How to power your electric car.

Here's the solution to the worldwide energy problem. All future Electric Vehicles will be equipped with this device and be able to sell electricity to the "charging stations". There are no moving parts in this self-starting device. To the engineers en designers: where have you been all the time? Leaders / politicians: how limited is your horizon? Even If you don't understand how, you can see it works.

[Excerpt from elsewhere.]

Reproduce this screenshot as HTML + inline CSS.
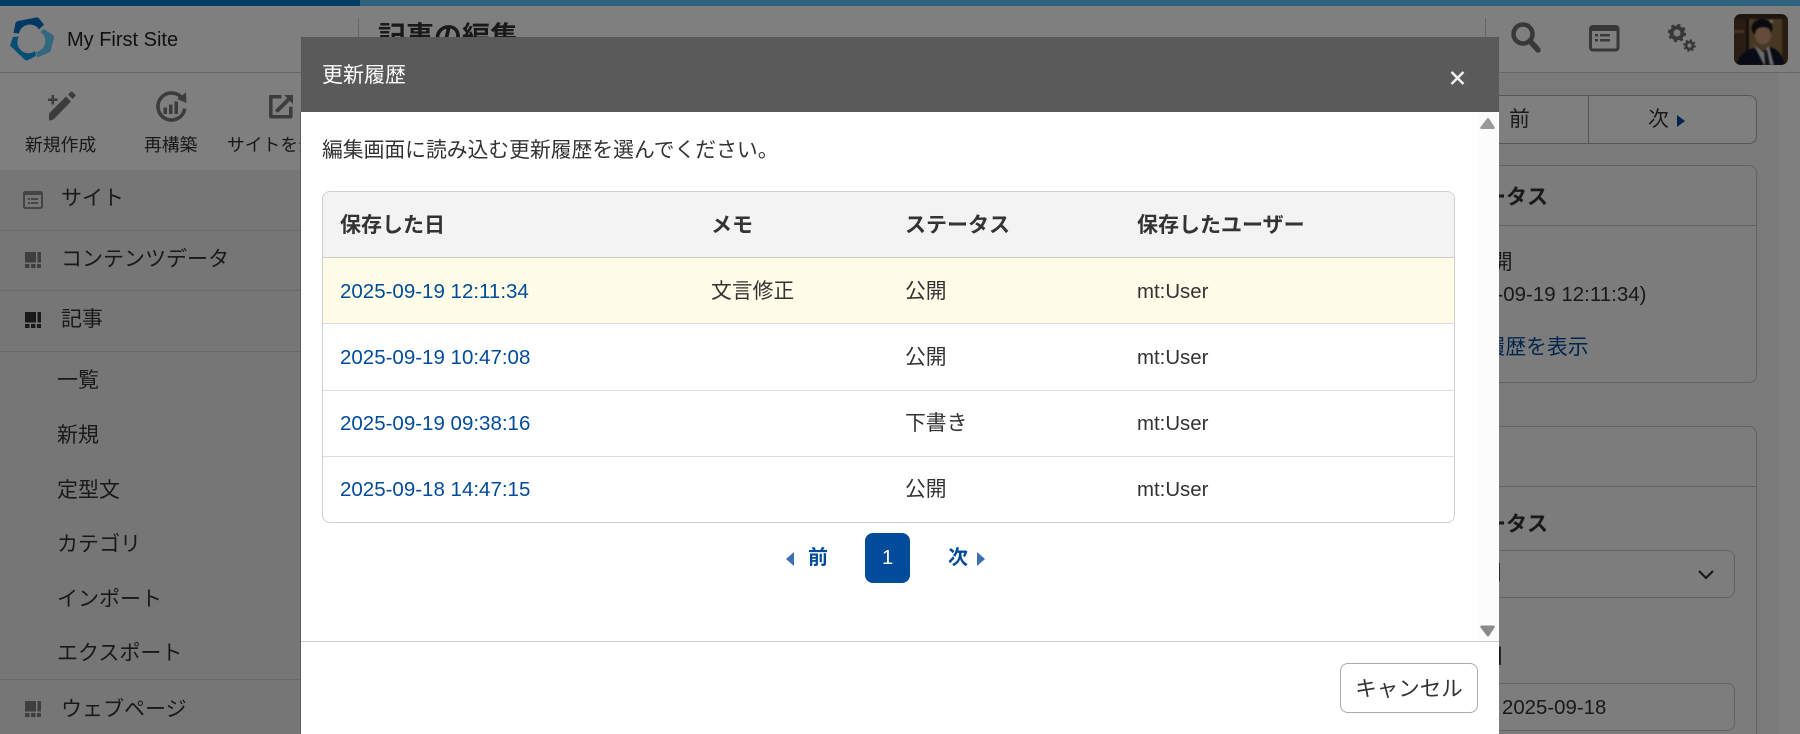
<!DOCTYPE html>
<html lang="ja"><head><meta charset="utf-8"><title>記事の編集</title>
<style>
html,body{margin:0;padding:0;width:1800px;height:734px;overflow:hidden;background:#fff}
body{position:relative;font-family:"Liberation Sans","Noto Sans CJK JP",sans-serif;color:#333;font-size:20.8px}
.t{position:absolute;white-space:nowrap;line-height:30px;height:30px}
.b{font-weight:700;font-size:21px}
.l{font-size:20.4px}
.d{font-size:20.5px}
.n{font-size:21px}
.a{position:absolute;box-sizing:border-box}
svg{position:absolute;left:0;top:0;overflow:visible}
.link{color:#004b9a}
#ov{position:absolute;left:0;top:0;width:1800px;height:734px;background:rgba(0,0,0,.5)}
#m{position:absolute;left:301px;top:37px;width:1198px;height:697px;background:#fff}
</style></head><body>
<!-- page behind -->
<div class="a" style="left:0;top:0;width:1800px;height:6px;background:#5bc6ff"></div>
<div class="a" style="left:0;top:0;width:360px;height:6px;background:#007acc"></div>
<div class="a" style="left:360px;top:73px;width:1418px;height:661px;background:#f4f4f4"></div>
<div class="a" style="left:0;top:73px;width:360px;height:661px;background:#ececec"></div>
<div class="a" style="left:0;top:73px;width:360px;height:97px;background:#fff"></div>
<div class="a" style="left:0;top:72px;width:1800px;height:1px;background:#ccc"></div>
<div class="a" style="left:0;top:230px;width:360px;height:1px;background:#d4d4d4"></div>
<div class="a" style="left:0;top:290px;width:360px;height:1px;background:#d4d4d4"></div>
<div class="a" style="left:0;top:351px;width:360px;height:1px;background:#d4d4d4"></div>
<div class="a" style="left:0;top:679px;width:360px;height:1px;background:#d4d4d4"></div>
<div class="a" style="left:358px;top:18px;width:1px;height:54px;background:#ccc"></div>
<div class="a" style="left:1485px;top:18px;width:1px;height:54px;background:#ccc"></div>

<div class="t" style="left:67px;top:25px;font-size:20px;color:#222">My First Site</div>
<div class="t b" style="left:378px;top:17px;font-size:28px;line-height:40px;height:40px">記事の編集</div>
<svg width="1800" height="734">
 <path d="M13.500 33L15.500 23Q16 21.500 18 21L36 17.500Q38 17 39 18.500L44 24.500L39 29.500A11 11 0 0 0 19 33.500Z" fill="#0072c8"/>
 <path d="M13 37L19 36.500A11 11 0 0 0 35 51L36 55.500Q35.500 56.500 27 60.500Q26 60.500 25 60L10.500 46Q10 45 10.500 44Z" fill="#0a9ee8"/>
 <path d="M43.500 29L53 35Q54 36 54 38L50.500 51Q50 52 49 52.500L37.500 57.500L36 52A11 11 0 0 0 40.500 32Z" fill="#5ed0ff"/>
 <!-- toolbar -->
 <g fill="#787878" stroke="none">
  <path d="M51.500 95h2.500v3.500h3.500v2.500H54v3.500h-2.500V101H48v-2.500h3.500z"/>
  <path d="M49 120.500v-7L66 96.500l5 5L54.500 118.500Q52 120.500 49 120.500Z"/>
  <path d="M68 94.500l2.500-2.500q1-1 2 0l2.500 2.500q1 1 0 2l-2.500 2.500z"/>
  <rect x="163.500" y="107.500" width="3.500" height="6.500"/><rect x="169" y="104.500" width="3.500" height="9.500"/><rect x="174.500" y="101.500" width="3.500" height="12.500"/>
 </g>
 <path d="M183 99.500A13.500 13.500 0 1 0 184.800 108.500" fill="none" stroke="#787878" stroke-width="3.600"/>
 <path d="M177 99L186 92.500L186.500 103Z" fill="#787878"/>
 <path d="M281.500 96.800h-10.700v19.500q0 .5.500.5h19q.5 0 .5-.5v-9.500" fill="none" stroke="#787878" stroke-width="3.500"/>
 <path d="M277.500 110.500l11-11" stroke="#787878" stroke-width="4" fill="none" stroke-linecap="round"/>
 <path d="M284 95h9v9z" fill="#787878"/>
 <!-- nav icons -->
 <rect x="24" y="192" width="18" height="16" rx="1.500" fill="none" stroke="#8a8a8a" stroke-width="2"/>
 <rect x="24" y="192" width="18" height="3" fill="#8a8a8a"/>
 <path d="M28 198h2v2h-2zM31 198h7v2h-7zM28 202h2v2h-2zM31 202h7v2h-7z" fill="#8a8a8a"/>
 <g fill="#7f7f7f"><path d="M25 252h11v10.500H25zM37.500 252H41v10.500h-3.500zM25 264h4.500v4H25zM31 264h4.500v4H31zM37 264h4v4h-4z"/></g>
 <g fill="#333"><path d="M25 312h11v10.500H25zM37.500 312H41v10.500h-3.500zM25 324h4.500v4H25zM31 324h4.500v4H31zM37 324h4v4h-4z"/></g>
 <g fill="#7f7f7f"><path d="M25 701h11v10.500H25zM37.500 701H41v10.500h-3.500zM25 713h4.500v4H25zM31 713h4.500v4H31zM37 713h4v4h-4z"/></g>
 <!-- top right icons -->
 <circle cx="1523" cy="34" r="9.500" fill="none" stroke="#707070" stroke-width="4.500"/>
 <path d="M1530 41L1538 50" stroke="#707070" stroke-width="5.500" stroke-linecap="round"/>
 <rect x="1590.500" y="26.500" width="27.500" height="23.500" rx="2.500" fill="none" stroke="#707070" stroke-width="3"/>
 <rect x="1590" y="26" width="29" height="5" fill="#707070"/>
 <path d="M1595 34h3v2.500h-3zM1600 34h10v2.500h-10zM1595 39h3v2.500h-3zM1600 39h10v2.500h-10z" fill="#707070"/>
 <circle cx="1677" cy="33" r="5.500" fill="none" stroke="#707070" stroke-width="4"/>
 <circle cx="1677" cy="33" r="8" fill="none" stroke="#707070" stroke-width="2.500" stroke-dasharray="3 3.300"/>
 <circle cx="1689.500" cy="45.500" r="3.500" fill="none" stroke="#707070" stroke-width="2.800"/>
 <circle cx="1689.500" cy="45.500" r="5.300" fill="none" stroke="#707070" stroke-width="2" stroke-dasharray="2 2.200"/>
</svg>
<div class="a" style="left:1734px;top:14px;width:54px;height:51px;border-radius:7px;overflow:hidden;background:#5a4028">
 <svg width="54" height="51" style="filter:blur(.7px)">
  <rect width="54" height="51" fill="#523a26"/>
  <rect x="0" y="0" width="54" height="5" fill="#3a2c20"/>
  <rect x="14" y="5" width="34" height="38" fill="#8f7048"/>
  <rect x="12" y="5" width="3" height="40" fill="#2a2018"/>
  <rect x="0" y="16" width="10" height="3" fill="#8a6a48"/>
  <rect x="35" y="6" width="4" height="3" fill="#e0d0b0"/>
  <ellipse cx="28" cy="14" rx="10.500" ry="9" fill="#14141a"/>
  <ellipse cx="29" cy="21" rx="8" ry="9.500" fill="#c89878"/>
  <path d="M20 18q0-8 9-8t9 7q-4-4-9-4t-9 5z" fill="#14141a"/>
  <path d="M3 51q2-13 16-17l9 3 9-4q11 4 14 18z" fill="#10172a"/>
  <path d="M20 31l9 7 6-6 5 19H30z" fill="#d4d6da"/>
  <path d="M30 36l3 0 3 15h-5z" fill="#222a36"/>
 </svg>
</div>

<div class="t" style="left:25px;top:130px;font-size:17.800px">新規作成</div>
<div class="t" style="left:144px;top:130px;font-size:17.800px">再構築</div>
<div class="t" style="left:227px;top:130px;font-size:17.800px">サイトを公開</div>
<div class="t n" style="left:61px;top:184px">サイト</div>
<div class="t n" style="left:61px;top:245px">コンテンツデータ</div>
<div class="t n" style="left:61px;top:305px">記事</div>
<div class="t n" style="left:57px;top:366px">一覧</div>
<div class="t n" style="left:57px;top:421px">新規</div>
<div class="t n" style="left:57px;top:476px">定型文</div>
<div class="t n" style="left:57px;top:530px">カテゴリ</div>
<div class="t n" style="left:57px;top:585px">インポート</div>
<div class="t n" style="left:57px;top:639px">エクスポート</div>
<div class="t n" style="left:61px;top:695px">ウェブページ</div>

<!-- right panel -->
<div class="a" style="left:1420px;top:95px;width:337px;height:49px;border:1px solid #aaa;border-radius:8px;background:#fff"></div>
<div class="a" style="left:1588px;top:95px;width:1px;height:49px;background:#aaa"></div>
<div class="t" style="left:1509px;top:105px">前</div>
<div class="t" style="left:1648px;top:105px">次</div>
<div class="a" style="left:1420px;top:165px;width:337px;height:218px;border:1px solid #c4c4c4;border-radius:8px;background:#f8f8f8"></div>
<div class="a" style="left:1420px;top:225px;width:337px;height:1px;background:#c4c4c4"></div>
<div class="t b" style="left:1443px;top:183px">ステータス</div>
<div class="t" style="left:1471px;top:248px">公開</div>
<div class="t d" style="left:1444px;top:280px">(2025-09-19 12:11:34)</div>
<div class="t link" style="left:1443px;top:333px">更新履歴を表示</div>
<div class="a" style="left:1420px;top:426px;width:337px;height:320px;border:1px solid #c4c4c4;border-radius:8px;background:#f8f8f8"></div>
<div class="a" style="left:1420px;top:486px;width:337px;height:1px;background:#c4c4c4"></div>
<div class="t b" style="left:1443px;top:510px">ステータス</div>
<div class="a" style="left:1440px;top:550px;width:295px;height:48px;border:1px solid #c4c4c4;border-radius:8px;background:#fafafa"></div>
<div class="t" style="left:1460px;top:559px">公開</div>
<div class="t b" style="left:1441px;top:642px">公開日</div>
<div class="a" style="left:1440px;top:683px;width:295px;height:48px;border:1px solid #c4c4c4;border-radius:8px;background:#fafafa"></div>
<div class="t l" style="left:1502px;top:693px">2025-09-18</div>
<svg width="1800" height="734"><path d="M1677 115l8 6-8 6z" fill="#004b9a"/><path d="M1699 571l7 7 7-7" fill="none" stroke="#333" stroke-width="2.200"/></svg>

<div id="ov"></div>
<div class="a" style="left:0;top:0;width:360px;height:6px;background:#003d66"></div>

<!-- modal -->
<div id="m"></div>
<div class="a" style="left:300px;top:112px;width:1px;height:622px;background:#5c5c5c"></div>
<div class="a" style="left:301px;top:37px;width:1198px;height:75px;background:#5a5a5a"></div>
<div class="t n" style="left:322px;top:61px;color:#fff">更新履歴</div>
<div class="a" style="left:1477px;top:112px;width:22px;height:529px;background:#fcfcfc"></div>
<svg width="1800" height="734" style="z-index:2">
 <path d="M1451.500 72l12 12M1463.500 72l-12 12" stroke="#f0f0f0" stroke-width="2.500"/>
 <path d="M1487 118.500Q1488 117.500 1489 118.500L1494.500 127Q1495.500 129 1493 129H1482Q1479.500 129 1480.500 127Z" fill="#999"/>
 <path d="M1487 636Q1488 637 1489 636L1494.500 627.500Q1495.500 625.500 1493 625.500H1482Q1479.500 625.500 1480.500 627.500Z" fill="#8a8a8a"/>
 <path d="M794 552v14l-8-7z" fill="#3d6fb5"/>
 <path d="M977 552v14l8-7z" fill="#3d6fb5"/>
</svg>
<div class="t" style="left:322px;top:136px">編集画面に読み込む更新履歴を選んでください。</div>

<div class="a" style="left:322px;top:191px;width:1133px;height:332px;border:1px solid #d0d0d0;border-radius:8px;overflow:hidden;background:#fff">
 <div class="a" style="left:0;top:0;width:1131px;height:66px;background:#f3f3f3;border-bottom:1px solid #ccc"></div>
 <div class="a" style="left:0;top:66px;width:1131px;height:66px;background:#fffde8;border-bottom:1px solid #ddd"></div>
 <div class="a" style="left:0;top:132px;width:1131px;height:67px;border-bottom:1px solid #ddd"></div>
 <div class="a" style="left:0;top:199px;width:1131px;height:66px;border-bottom:1px solid #ddd"></div>
</div>
<div class="t b" style="left:340px;top:211px">保存した日</div>
<div class="t b" style="left:711px;top:211px">メモ</div>
<div class="t b" style="left:905px;top:211px">ステータス</div>
<div class="t b" style="left:1137px;top:211px">保存したユーザー</div>

<div class="t link d" style="left:340px;top:277px">2025-09-19 12:11:34</div>
<div class="t" style="left:711px;top:277px">文言修正</div>
<div class="t" style="left:905px;top:277px">公開</div>
<div class="t l" style="left:1137px;top:277px">mt:User</div>

<div class="t link d" style="left:340px;top:343px">2025-09-19 10:47:08</div>
<div class="t" style="left:905px;top:343px">公開</div>
<div class="t l" style="left:1137px;top:343px">mt:User</div>

<div class="t link d" style="left:340px;top:409px">2025-09-19 09:38:16</div>
<div class="t" style="left:905px;top:409px">下書き</div>
<div class="t l" style="left:1137px;top:409px">mt:User</div>

<div class="t link d" style="left:340px;top:475px">2025-09-18 14:47:15</div>
<div class="t" style="left:905px;top:475px">公開</div>
<div class="t l" style="left:1137px;top:475px">mt:User</div>

<div class="t b link" style="left:808px;top:543px;font-size:20px">前</div>
<div class="a" style="left:865px;top:533px;width:45px;height:50px;background:#004b9a;border-radius:8px;color:#fff;text-align:center;line-height:51px;font-size:20px">1</div>
<div class="t b link" style="left:948px;top:543px;font-size:20px">次</div>

<div class="a" style="left:301px;top:641px;width:1198px;height:1px;background:#ccc"></div>
<div class="a" style="left:1340px;top:663px;width:138px;height:50px;border:1px solid #aaa;border-radius:8px;text-align:center;line-height:50px;background:#fff;font-size:21.500px">キャンセル</div>
</body></html>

Below: a text from Professor L.I. Szabó.

"The self-reliant EBM plant uses its own self-generated electromagnetic fuel. This technology is non-nuclear, 100 % environment friendly with zero emissions."
"We are routinely producing with our EBM Power Plants several kilowatts well over unity without any pollution and emissions whatsoever!"
"One of these 10-megawatt units will heat 280 houses and air-condition them, plus you have cheap power, guaranteed at six cents."
"All that EBM needs to start it is a small motor or engine that produces torque (2.5% - 5% of rated output, depending on how quickly you want to start it up). If you're out where there's no power at all, you go to a local farmer and get a John Deere, hook on to it and start it up. Initially, it rotates the EBM drive unit, and it achieves operating speed. Its unique geometry allows extra shaft power to be produced as the rotor is rotated through the magnetic field. The shaft power is converted to electricity via a synchronous generator attached to the shaft of the EBM unit. A small quantity of the electricity is then fed back into the EBM unit to continue the rotation. The excess power produced can then be used or sold for profit. In other words, when we sell a 10-megawatt unit, it is actually producing 15-megawatts -- it will be the 15-megawatt generator. It will take between one and ten percent of the rated capacity (depending on size) back to drive the EBM motor, giving you 10 megawatts to feed into the grid 24 hours a day, seven days a week. The idea is to keep the flux alive."